Bert Zwart (Eindhoven University of Technology)

Title: Optimization under rare events: scaling laws for solutions of chance-constrained programs

Abstract: Inspired by the need to develop a fundamental framework for Probabilistic Dimensioning of Frequency Restoration Reserves in the European Power Grid we investigate a class of chance-constraint programs in which profit needs to be maximized while enforcing that a given adverse event (such as a blackout) remains rare.

Using techniques from large deviations and extreme-value theory, we show how the optimal value scales as the prescribed bound on the violation probability becomes small and how convex programs emerge in the limit. We also use our results to show that the popular CVAR approximation is asymptotically optimal under light-tail assumptions but is sub-optimal in a heavy-tailed setting. Then, we apply point process techniques and random set theory to study the suboptimality gap in the Monte Carlo-based scenario approach.

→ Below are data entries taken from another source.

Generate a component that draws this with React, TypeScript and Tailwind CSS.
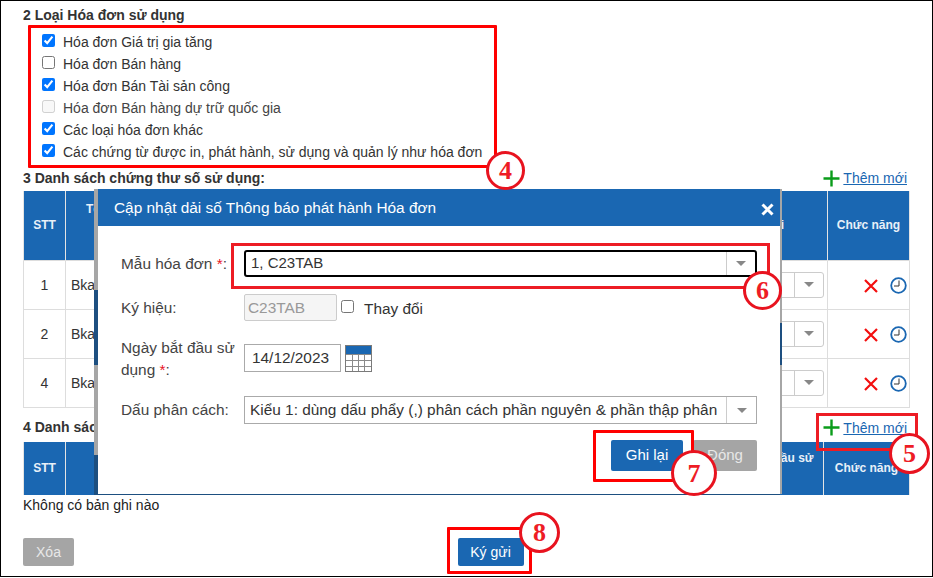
import React from "react";

const Plus = () => (
  <svg width="17" height="17" viewBox="0 0 17 17" className="shrink-0">
    <path d="M8.5 0.5V16.5M0.5 8.5H16.5" stroke="#0a9c1a" strokeWidth="2.4" fill="none" />
  </svg>
);

const AddLink = () => (
  <div className="flex items-center">
    <Plus />
    <a className="ml-[3px] text-[14px] leading-[20px] text-[#1a67b2] underline">Thêm mới</a>
  </div>
);

const DelIcon = () => (
  <svg width="14" height="14" viewBox="0 0 14 14">
    <path d="M1 1L13 13M13 1L1 13" stroke="#f30f0f" strokeWidth="2.2" fill="none" />
  </svg>
);

const ClockIcon = () => (
  <svg width="17" height="17" viewBox="0 0 17 17">
    <circle cx="8.5" cy="8.5" r="7.3" stroke="#1a67b2" strokeWidth="1.8" fill="#fff" />
    <path d="M9 3.5V9H4" stroke="#333" strokeWidth="1" fill="none" />
  </svg>
);

const Arrow = () => (
  <span className="block h-0 w-0 border-x-[5px] border-t-[5px] border-x-transparent border-t-[#888]" />
);

const Circle = ({ n, className }: { n: string; className: string }) => (
  <div
    className={`absolute flex items-center justify-center rounded-full border-[3px] border-[#e8131f] bg-white font-['Liberation_Serif',serif] text-[26px] font-bold text-[#ee1c25] ${className}`}
  >
    {n}
  </div>
);

const checks: [string, boolean, boolean][] = [
  ["Hóa đơn Giá trị gia tăng", true, false],
  ["Hóa đơn Bán hàng", false, false],
  ["Hóa đơn Bán Tài sản công", true, false],
  ["Hóa đơn Bán hàng dự trữ quốc gia", false, true],
  ["Các loại hóa đơn khác", true, false],
  ["Các chứng từ được in, phát hành, sử dụng và quản lý như hóa đơn", true, false],
];

const th = "border-x border-[#e4e4e4] bg-[#1a67b2] text-[12px] font-bold leading-[16px] text-[#e8f0f8] align-middle";

const CertRow = ({ n }: { n: string }) => (
  <tr className="h-[49px] text-[14px] text-[#333]">
    <td className="border border-[#ddd] pt-[2px] text-center">{n}</td>
    <td className="border border-[#ddd] pl-[5px] pt-[2px]">Bkav</td>
    <td className="border border-[#ddd]">
      <div className="flex justify-end pr-[3px]">
        <div className="flex h-[26px] w-[140px] justify-end rounded-[3px] border border-[#ccc]">
          <div className="flex w-[29px] items-center justify-center border-l border-[#ccc]">
            <Arrow />
          </div>
        </div>
      </div>
    </td>
    <td className="border border-[#ddd] pt-[2px]">
      <div className="flex items-center justify-end gap-[12px] pr-[2px]">
        <DelIcon />
        <ClockIcon />
      </div>
    </td>
  </tr>
);

const Label = ({ children, top = "" }: { children: React.ReactNode; top?: string }) => (
  <div className={`w-[123px] shrink-0 text-[15.4px] leading-[22px] text-[#444] ${top}`}>{children}</div>
);

const Star = () => <span className="text-[#e8131f]"> *</span>;

const Calendar = () => (
  <svg width="27" height="27" viewBox="0 0 27 27" className="ml-[4px] mt-[1px]">
    <rect x="0.5" y="0.5" width="26" height="26" fill="#fff" stroke="#7a7a7a" />
    <rect x="1" y="1" width="25" height="8" fill="#1a67b2" />
    <path d="M1 9.5H26M1 15.5H26M1 21.5H26M7.5 9V26M13.5 9V26M19.5 9V26" stroke="#8a8a8a" strokeWidth="1" fill="none" />
  </svg>
);

const Modal = () => (
  <div className="absolute left-[97px] top-[188px] flex h-[305px] w-[682px] flex-col bg-white">
    <div className="absolute left-[-4px] top-0 flex h-full w-[4px] flex-col">
      <div className="h-[101px] bg-[#a6a6a6]" />
      <div className="h-[75px] bg-[#1d4f80]" />
      <div className="h-[90px] bg-[#a6a6a6]" />
      <div className="flex-1 bg-[#1d4f80]" />
    </div>
    <div className="absolute right-[-2px] top-0 flex h-full w-[2px] flex-col">
      <div className="h-[134px] bg-[#a6a6a6]" />
      <div className="h-[42px] bg-[#1d4f80]" />
      <div className="flex-1 bg-[#a6a6a6]" />
    </div>
    <div className="absolute bottom-[-1px] left-[-4px] h-[1px] w-[686px] bg-[#1d4f80]" />

    <div className="flex h-[37px] shrink-0 items-center justify-between bg-[#1a67b2] pl-[16px] pr-[6px] text-[15.4px] text-white">
      <span>Cập nhật dải số Thông báo phát hành Hóa đơn</span>
      <svg width="13" height="13" viewBox="0 0 13 13" className="mt-[4px]">
        <path d="M1.5 1.5L11.5 11.5M11.5 1.5L1.5 11.5" stroke="#fff" strokeWidth="3" fill="none" />
      </svg>
    </div>

    <div className="flex flex-col px-[23px] pt-[24px]">
      <div className="flex items-center">
        <Label>
          Mẫu hóa đơn<Star />:
        </Label>
        <div className="flex h-[27px] flex-1 items-center justify-between rounded-[3px] border-2 border-black pl-[5px] text-[15px] text-[#333]">
          <span>1, C23TAB</span>
          <div className="flex h-full w-[29px] items-center justify-center border-l border-[#ccc]">
            <Arrow />
          </div>
        </div>
      </div>

      <div className="mt-[17px] flex items-center">
        <Label>Ký hiệu:</Label>
        <div className="flex h-[27px] w-[93px] items-center rounded-[2px] border border-[#ccc] bg-[#f5f5f5] pl-[3px] text-[15.4px] text-[#999]">
          C23TAB
        </div>
        <input type="checkbox" readOnly className="ml-[4px] mb-[3px] h-[13px] w-[13px]" />
        <span className="ml-[10px] mt-[2px] text-[15.4px] text-[#333]">Thay đổi</span>
      </div>

      <div className="mt-[23px] flex items-start">
        <Label top="mt-[-7px]">
          Ngày bắt đầu sử dụng<Star />:
        </Label>
        <div className="flex h-[28px] w-[97px] items-center border border-[#aaa] pl-[7px] text-[15.4px] text-[#333]">
          14/12/2023
        </div>
        <Calendar />
      </div>

      <div className="mt-[15px] flex items-center">
        <Label>Dấu phân cách:</Label>
        <div className="flex h-[28px] flex-1 items-center justify-between border border-[#aaa] pl-[5px] text-[15.4px] text-[#333]">
          <span className="whitespace-nowrap">Kiểu 1: dùng dấu phẩy (,) phân cách phần nguyên &amp; phần thập phân</span>
          <div className="flex h-full w-[30px] items-center justify-center border-l border-[#ccc]">
            <Arrow />
          </div>
        </div>
      </div>

      <div className="mt-[16px] flex justify-end gap-[10px]">
        <div className="flex h-[31px] w-[72px] items-center justify-center rounded-[2px] bg-[#1a67b2] text-[15px] text-white">
          Ghi lại
        </div>
        <div className="flex h-[31px] w-[64px] items-center justify-center rounded-[2px] bg-[#a5a5a5] text-[15px] text-[#e8e8e8]">
          Đóng
        </div>
      </div>
    </div>
  </div>
);

export default function App() {
  return (
    <div className="relative h-[577px] w-[933px] overflow-hidden border border-black bg-white pl-[22px] font-['Liberation_Sans',Arial,sans-serif] text-[#333]">
      <div className="pt-[4px] text-[14px] font-bold leading-[20px]">2 Loại Hóa đơn sử dụng</div>

      <div className="mt-[5px] flex flex-col pl-[19px]">
        {checks.map(([t, c, d]) => (
          <label key={t} className={`flex h-[22px] items-center text-[14px] ${d ? "text-[#444]" : "text-[#333]"}`}>
            <input type="checkbox" defaultChecked={c} disabled={d} className="mb-[2px] h-[13px] w-[13px]" />
            <span className="ml-[8px] mt-[2px]">{t}</span>
          </label>
        ))}
      </div>

      <div className="mt-[4px] flex h-[24px] w-[886px] items-center justify-between pr-[2px]">
        <span className="text-[14px] font-bold">3 Danh sách chứng thư số sử dụng:</span>
        <AddLink />
      </div>

      <table className="mt-[1px] w-[886px] table-fixed border-collapse">
        <colgroup>
          <col className="w-[42px]" />
          <col className="w-[618px]" />
          <col className="w-[144px]" />
          <col className="w-[82px]" />
        </colgroup>
        <thead>
          <tr className="h-[69px]">
            <th className={th}>STT</th>
            <th className={`${th} text-left`}>
              <span className="mb-[32px] ml-[20px] block">Tên</span>
            </th>
            <th className={th}>Trạng thái</th>
            <th className={th}>Chức năng</th>
          </tr>
        </thead>
        <tbody>
          <CertRow n="1" />
          <CertRow n="2" />
          <CertRow n="4" />
        </tbody>
      </table>

      <div className="mt-[8px] flex h-[24px] w-[886px] items-center justify-between pr-[2px]">
        <span className="text-[14px] font-bold">4 Danh sách</span>
        <AddLink />
      </div>

      <table className="mt-[2px] w-[886px] table-fixed border-collapse">
        <colgroup>
          <col className="w-[42px]" />
          <col className="w-[640px]" />
          <col className="w-[118px]" />
          <col className="w-[86px]" />
        </colgroup>
        <thead>
          <tr className="h-[53px]">
            <th className={th}>STT</th>
            <th className={th}></th>
            <th className={th}>
              <div className="pl-[4px] leading-[20px]">
                Ngày bắt đầu sử
                <br />
                dụng
              </div>
            </th>
            <th className={th}>Chức năng</th>
          </tr>
        </thead>
      </table>

      <div className="text-[14px] leading-[20px] text-[#222]">Không có bản ghi nào</div>

      <div className="relative mt-[23px] flex h-[28px] w-[886px] justify-center">
        <div className="absolute left-0 top-0 flex h-[28px] w-[51px] items-center justify-center rounded-[2px] bg-[#a5a5a5] pt-[2px] text-[14px] text-[#e8e8e8]">
          Xóa
        </div>
        <div className="ml-[49px] flex h-[28px] w-[66px] items-center justify-center rounded-[2px] bg-[#1a67b2] pt-[2px] text-[14px] text-white">
          Ký gửi
        </div>
      </div>

      <Modal />

      <div className="absolute left-[27px] top-[24px] h-[143px] w-[469px] rounded-[1px] border-[3px] border-[#f00]" />
      <div className="absolute left-[815px] top-[412px] h-[38px] w-[102px] border-[3px] border-[#ed1c24]" />
      <div className="absolute left-[230px] top-[242px] h-[46px] w-[539px] border-[3px] border-[#ed1c24]" />
      <div className="absolute left-[592px] top-[429px] h-[52px] w-[101px] rounded-[1px] border-[3px] border-[#f00]" />
      <div className="absolute left-[446px] top-[526px] h-[47px] w-[85px] rounded-[1px] border-[3px] border-[#f00]" />

      <Circle n="4" className="left-[485px] top-[150px] h-[39px] w-[39px]" />
      <Circle n="5" className="left-[888px] top-[432px] h-[41px] w-[41px]" />
      <Circle n="6" className="left-[742px] top-[270px] h-[39px] w-[39px]" />
      <Circle n="7" className="left-[670px] top-[449px] h-[46px] w-[46px]" />
      <Circle n="8" className="left-[518px] top-[511px] h-[41px] w-[41px]" />
    </div>
  );
}
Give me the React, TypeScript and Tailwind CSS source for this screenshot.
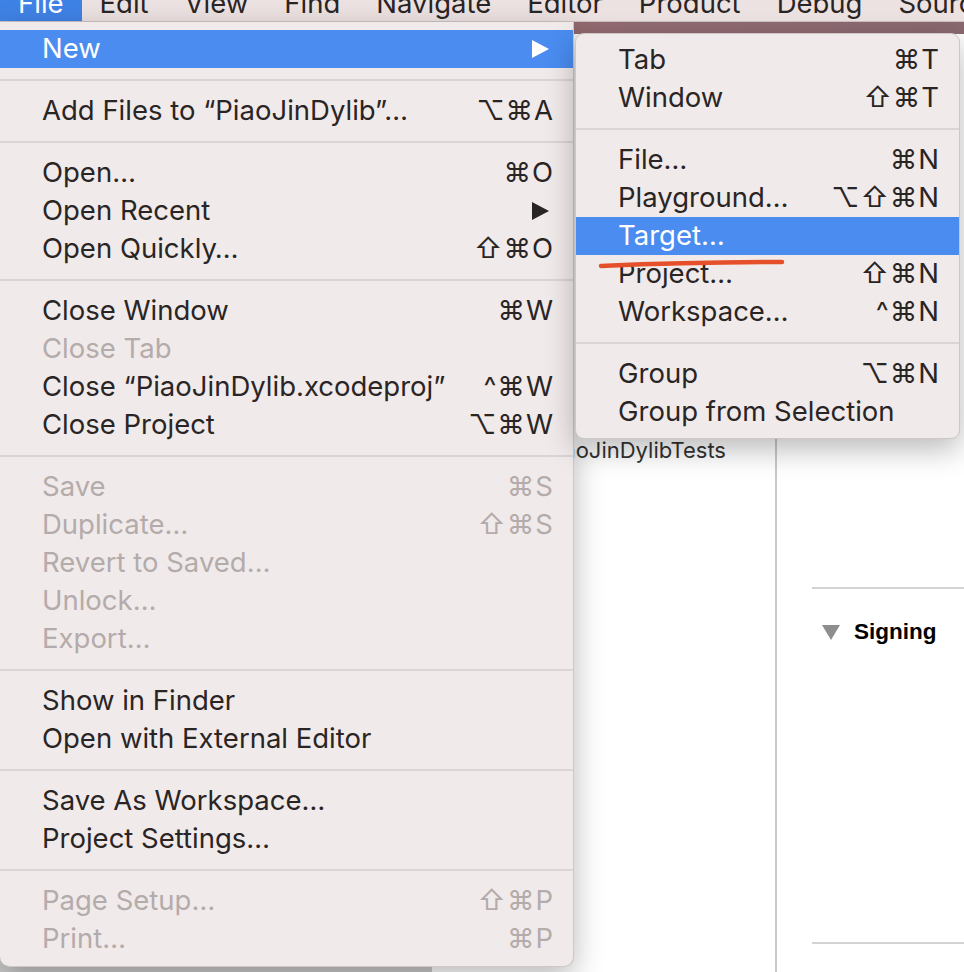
import React from 'react';

type Item = {
  label?: string;
  keys?: string;
  disabled?: boolean;
  active?: boolean;
  arrow?: boolean;
  sep?: boolean;
};

const MENU_BAR = ['File', 'Edit', 'View', 'Find', 'Navigate', 'Editor', 'Product', 'Debug', 'Source Control'];

const FILE_MENU: Item[] = [
  { label: 'New', arrow: true, active: true },
  { sep: true },
  { label: 'Add Files to “PiaoJinDylib”…', keys: '⌥⌘A' },
  { sep: true },
  { label: 'Open…', keys: '⌘O' },
  { label: 'Open Recent', arrow: true },
  { label: 'Open Quickly…', keys: '⇧⌘O' },
  { sep: true },
  { label: 'Close Window', keys: '⌘W' },
  { label: 'Close Tab', disabled: true },
  { label: 'Close “PiaoJinDylib.xcodeproj”', keys: '^⌘W' },
  { label: 'Close Project', keys: '⌥⌘W' },
  { sep: true },
  { label: 'Save', keys: '⌘S', disabled: true },
  { label: 'Duplicate…', keys: '⇧⌘S', disabled: true },
  { label: 'Revert to Saved…', disabled: true },
  { label: 'Unlock…', disabled: true },
  { label: 'Export…', disabled: true },
  { sep: true },
  { label: 'Show in Finder' },
  { label: 'Open with External Editor' },
  { sep: true },
  { label: 'Save As Workspace…' },
  { label: 'Project Settings…' },
  { sep: true },
  { label: 'Page Setup…', keys: '⇧⌘P', disabled: true },
  { label: 'Print…', keys: '⌘P', disabled: true },
];

const NEW_MENU: Item[] = [
  { label: 'Tab', keys: '⌘T' },
  { label: 'Window', keys: '⇧⌘T' },
  { sep: true },
  { label: 'File…', keys: '⌘N' },
  { label: 'Playground…', keys: '⌥⇧⌘N' },
  { label: 'Target…', active: true },
  { label: 'Project…', keys: '⇧⌘N' },
  { label: 'Workspace…', keys: '^⌘N' },
  { sep: true },
  { label: 'Group', keys: '⌥⌘N' },
  { label: 'Group from Selection' },
];

function Arrow({ white }: { white?: boolean }) {
  return (
    <svg width="17" height="18" viewBox="0 0 17 18" className="mr-[5px]">
      <polygon points="0,0 17,9 0,18" fill={white ? '#ffffff' : '#2a2525'} />
    </svg>
  );
}

function Row({ item }: { item: Item }) {
  if (item.sep) return <div className="my-[11px] h-[2px] bg-[#ddd5d5]" />;
  const tone = item.active
    ? 'bg-[#4a8cf0] text-white'
    : item.disabled
      ? 'text-[#b4abab]'
      : 'text-[#2a2525]';
  return (
    <div className={`flex h-[38px] items-center justify-between pl-[42px] pr-[19px] ${tone}`}>
      <span className="whitespace-nowrap">{item.label}</span>
      {item.keys && <span className="tracking-[1px]">{item.keys}</span>}
      {item.arrow && <Arrow white={item.active} />}
    </div>
  );
}

export default function App() {
  return (
    <div className="relative h-[972px] w-[964px] overflow-hidden bg-white font-['Inter','DejaVu_Sans',sans-serif]">
      {/* menu bar, only its lower half is on screen */}
      <div className="h-[22px] overflow-hidden border-b border-[#cdc2c2] bg-[#ede2e2]">
        <div className="-mt-[19px] flex h-[44px] text-[27.5px] leading-[44px] text-[#2a2525]">
          {MENU_BAR.map((m, i) => (
            <span key={m} className={`whitespace-nowrap px-[18px] ${i === 0 ? 'bg-[#3f82e6] text-white' : ''}`}>
              {m}
            </span>
          ))}
        </div>
      </div>

      {/* desktop showing between bar and window */}
      <div className="h-[12px] bg-gradient-to-r from-[#a37074] to-[#8a6970]" />

      {/* xcode window behind the menus */}
      <div className="flex h-[938px]">
        <div className="w-[432px] bg-[#cbcbcb]" />
        <div className="flex w-[345px] justify-end border-r-2 border-[#c9c9c9] bg-white pr-[49px] pt-[403px]">
          <span className="whitespace-nowrap text-[22px] leading-[26px] text-[#333333]">PiaoJinDylibTests</span>
        </div>
        <div className="flex flex-1 flex-col bg-white pl-[35px] pt-[553px]">
          <div className="h-[2px] bg-[#d3d3d3]" />
          <div className="mt-[30px] flex h-[26px] items-center gap-[14px] pl-[10px]">
            <svg width="18" height="15" viewBox="0 0 18 15">
              <polygon points="0,0 18,0 9,15" fill="#8e8e8e" />
            </svg>
            <span className="font-['Liberation_Sans',sans-serif] text-[22.5px] font-bold text-black">Signing</span>
          </div>
          <div className="mt-[297px] h-[2px] bg-[#d3d3d3]" />
        </div>
      </div>

      {/* File menu */}
      <div className="absolute left-0 top-[22px] w-[574px] rounded-b-[10px] border-r border-b border-[#cfc6c6] bg-[#f1eaea] py-[8px] text-[27.5px] shadow-[0_10px_30px_rgba(0,0,0,0.28)]">
        {FILE_MENU.map((it, i) => (
          <Row key={i} item={it} />
        ))}
      </div>

      {/* New submenu */}
      <div className="absolute left-[575px] top-[33px] w-[385px] rounded-[9px] border border-[#cfc6c6] bg-[#f1eaea] py-[7px] text-[27.5px] shadow-[0_10px_30px_rgba(0,0,0,0.28)]">
        {NEW_MENU.map((it, i) => (
          <Row key={i} item={it} />
        ))}
      </div>

      {/* red pen mark under Target… */}
      <svg className="absolute left-[595px] top-[252px]" width="195" height="22" viewBox="0 0 195 22">
        <path d="M6 14 Q 95 10 187 10" stroke="#e5502b" strokeWidth="4.5" strokeLinecap="round" fill="none" />
      </svg>
    </div>
  );
}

Short bio: Bert Zwart is a professor at Eindhoven University of Technology (TU/e). Bert’s research expertise is in applied probability and stochastic networks, in particular rare event analysis and simulation, scaling limits, scheduling under uncertainty, dynamic pricing and applications in communication and energy networks. The outcome of Bert’s research makes it possible to analyze complex systems and procedures, in which traditional methods of analysis are unusable, due to the number of factors and variables involved.

The scope of his activities extends to mathematical models for computer and communication networks, call centers and production processes, which are all frequently highly dimensional and, therefore, difficult to analyze. His research aims to reduce complexity of such models by focusing on their macroscopic behavior. In addition, a new application area for stochastic operations research is emerging - energy networks, especially electricity grids - which brings new and urgent research questions.